ABN Amro treasury strategist Mr Peter Clay said the dollar's renewed weakness was due to "an unwinding of the premature bullishness that we saw last week".

"We started to hear people speculate that the low was in place." It was likely that the dollar would continue languishing at these levels, he said. "We are now in a bear market for US equities, and that may well be the undoing of the whole soft landing story.

"The engine for global growth over the past few years has been the US economy and if you take that away you may all of a sudden reverse the global growth outlook," Mr Clay said. As a result, the dollar would continue to suffer.

Sentiment in local foreign exchange markets was dominated by concerns over further falls due to the weak euro, with the much stronger than anticipated average weekly earnings data failing to have any effect.

Financial markets were jolted from their certainty yesterday that interest rates were on hold after Bureau of Statistics figures showed wage rises between May and August were twice as big as expected. Markets expected the average weekly earnings survey to show pay rates up by 0.8 per cent but instead it revealed salaries had soared 1.7 per cent.

The surge pushed the annual rate to 5.9 per cent, well beyond the Reserve Bank's comfort zone of between 4 and 5 per cent.

The shock wages data undermined confidence that inflation was under control, despite GST-inspired price hikes, and caution over the poor quality of the data.

Deutsche Bank currency strategist Mr Richard Yetsenga said: "Let's not forget that we have still got the effect of the oil prices, a weak currency, the inflationary impact of the GST and that we still have a labour market that is showing signs of tightening."

The risk was that the Reserve Bank would tighten again either later this year or early next year, Mr Yetsenga said. "The short end of the yield curve doesn't have enough priced in for the inflation risks out there," he said, and market interest rates, or bond yields, could move higher.

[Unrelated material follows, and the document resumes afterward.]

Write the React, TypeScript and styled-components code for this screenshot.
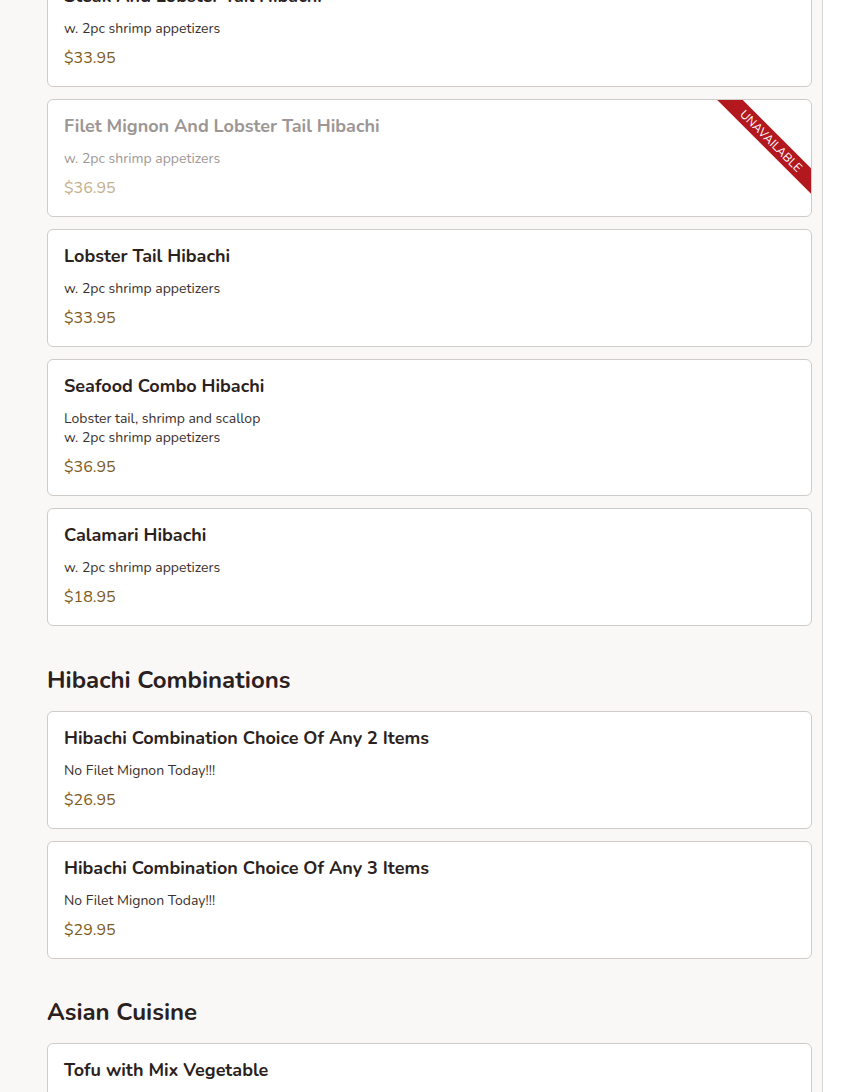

Despite the expectation that bond yields would continue to rise, along with the inflationary risks, analysts said they were holding firm to their forecasts that rates were on hold, for now.

Salomon Smith Barney Citibank bonds and currency strategist Mr Stephen Halmarick said the average weekly wages figures were not "a very reliable source of information".

"We think there's no more changes for an extended period until well into next year because the inflation outlook is obviously pretty good and the economy will probably slow a little over the next six months.

"Domestic spending is expected to be weaker although that will be offset to some extent by stronger exports," he said.